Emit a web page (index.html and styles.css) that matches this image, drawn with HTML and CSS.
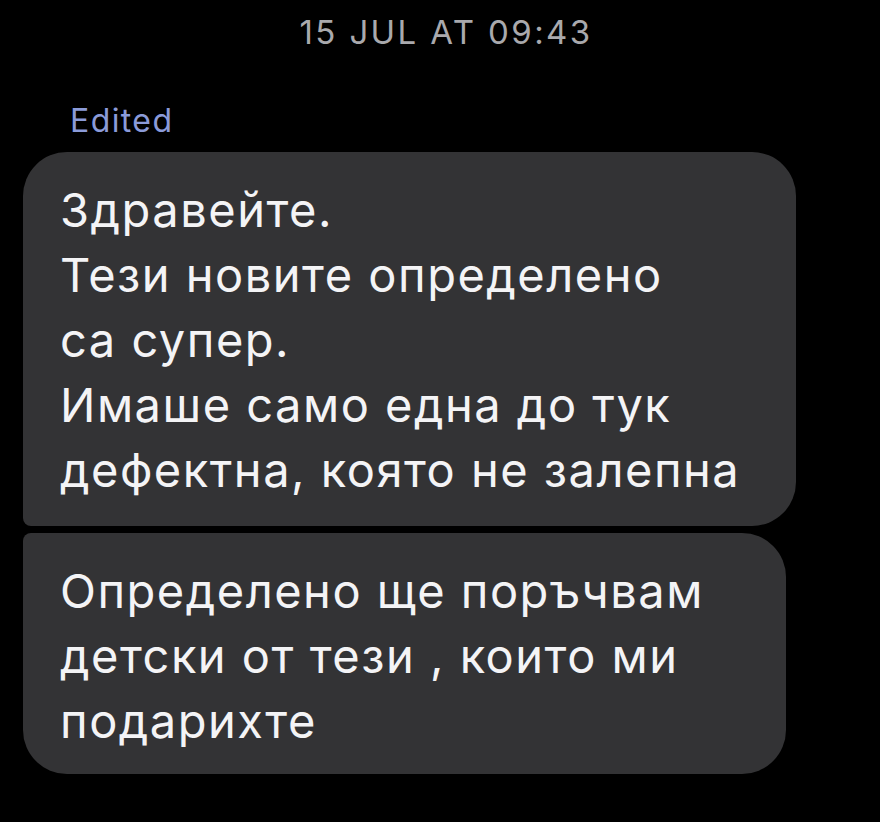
FILE: index.html
```html
<!DOCTYPE html>
<html lang="bg">
<head>
<meta charset="utf-8">
<title>Messages</title>
<link rel="stylesheet" href="styles.css">
</head>
<body>
<main class="thread">
  <div class="timestamp">15 JUL AT 09:43</div>
  <div class="edited">Edited</div>
  <div class="bubbles">
    <div class="bubble first">Здравейте.<br>Тези новите определено<br>са супер.<br>Имаше само една до тук<br>дефектна, която не залепна</div>
    <div class="bubble second">Определено ще поръчвам<br>детски от тези , които ми<br>подарихте</div>
  </div>
</main>
</body>
</html>
```
FILE: styles.css
```css
html, body {
  margin: 0;
  background: #000;
}
body {
  font-family: "Inter", "Noto Sans", sans-serif;
  color: #f4f4f6;
}
.thread {
  display: flex;
  flex-direction: column;
}
.timestamp {
  align-self: center;
  margin-top: 12px;
  padding-left: 12px;
  font-size: 33px;
  line-height: 40px;
  color: #a9a9ad;
  letter-spacing: 2.4px;
}
.edited {
  margin: 51px 0 0 70px;
  font-size: 32px;
  line-height: 36px;
  color: #8b9bd9;
  letter-spacing: 1.4px;
}
.bubbles {
  display: flex;
  flex-direction: column;
  gap: 7px;
  margin: 13px 0 0 23px;
}
.bubble {
  box-sizing: border-box;
  background: #333335;
  font-size: 47px;
  line-height: 65px;
  letter-spacing: 1.5px;
  white-space: nowrap;
  padding-left: 37px;
}
.first {
  width: 773px;
  padding-top: 25px;
  padding-bottom: 24px;
  border-radius: 44px 44px 44px 8px;
}
.second {
  width: 763px;
  padding-top: 25px;
  padding-bottom: 21px;
  border-radius: 8px 44px 44px 44px;
}
```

-- TASK TO COMPLETE --
Skipping the pictures, transcribe each line above exactly as it appears.

-- ANSWER IN FULL --
Emit a web page (index.html and styles.css) that matches this image, drawn with HTML and CSS.
FILE: index.html
```html
<!DOCTYPE html>
<html lang="bg">
<head>
<meta charset="utf-8">
<title>Messages</title>
<link rel="stylesheet" href="styles.css">
</head>
<body>
<main class="thread">
  <div class="timestamp">15 JUL AT 09:43</div>
  <div class="edited">Edited</div>
  <div class="bubbles">
    <div class="bubble first">Здравейте.<br>Тези новите определено<br>са супер.<br>Имаше само една до тук<br>дефектна, която не залепна</div>
    <div class="bubble second">Определено ще поръчвам<br>детски от тези , които ми<br>подарихте</div>
  </div>
</main>
</body>
</html>
```
FILE: styles.css
```css
html, body {
  margin: 0;
  background: #000;
}
body {
  font-family: "Inter", "Noto Sans", sans-serif;
  color: #f4f4f6;
}
.thread {
  display: flex;
  flex-direction: column;
}
.timestamp {
  align-self: center;
  margin-top: 12px;
  padding-left: 12px;
  font-size: 33px;
  line-height: 40px;
  color: #a9a9ad;
  letter-spacing: 2.4px;
}
.edited {
  margin: 51px 0 0 70px;
  font-size: 32px;
  line-height: 36px;
  color: #8b9bd9;
  letter-spacing: 1.4px;
}
.bubbles {
  display: flex;
  flex-direction: column;
  gap: 7px;
  margin: 13px 0 0 23px;
}
.bubble {
  box-sizing: border-box;
  background: #333335;
  font-size: 47px;
  line-height: 65px;
  letter-spacing: 1.5px;
  white-space: nowrap;
  padding-left: 37px;
}
.first {
  width: 773px;
  padding-top: 25px;
  padding-bottom: 24px;
  border-radius: 44px 44px 44px 8px;
}
.second {
  width: 763px;
  padding-top: 25px;
  padding-bottom: 21px;
  border-radius: 8px 44px 44px 44px;
}
```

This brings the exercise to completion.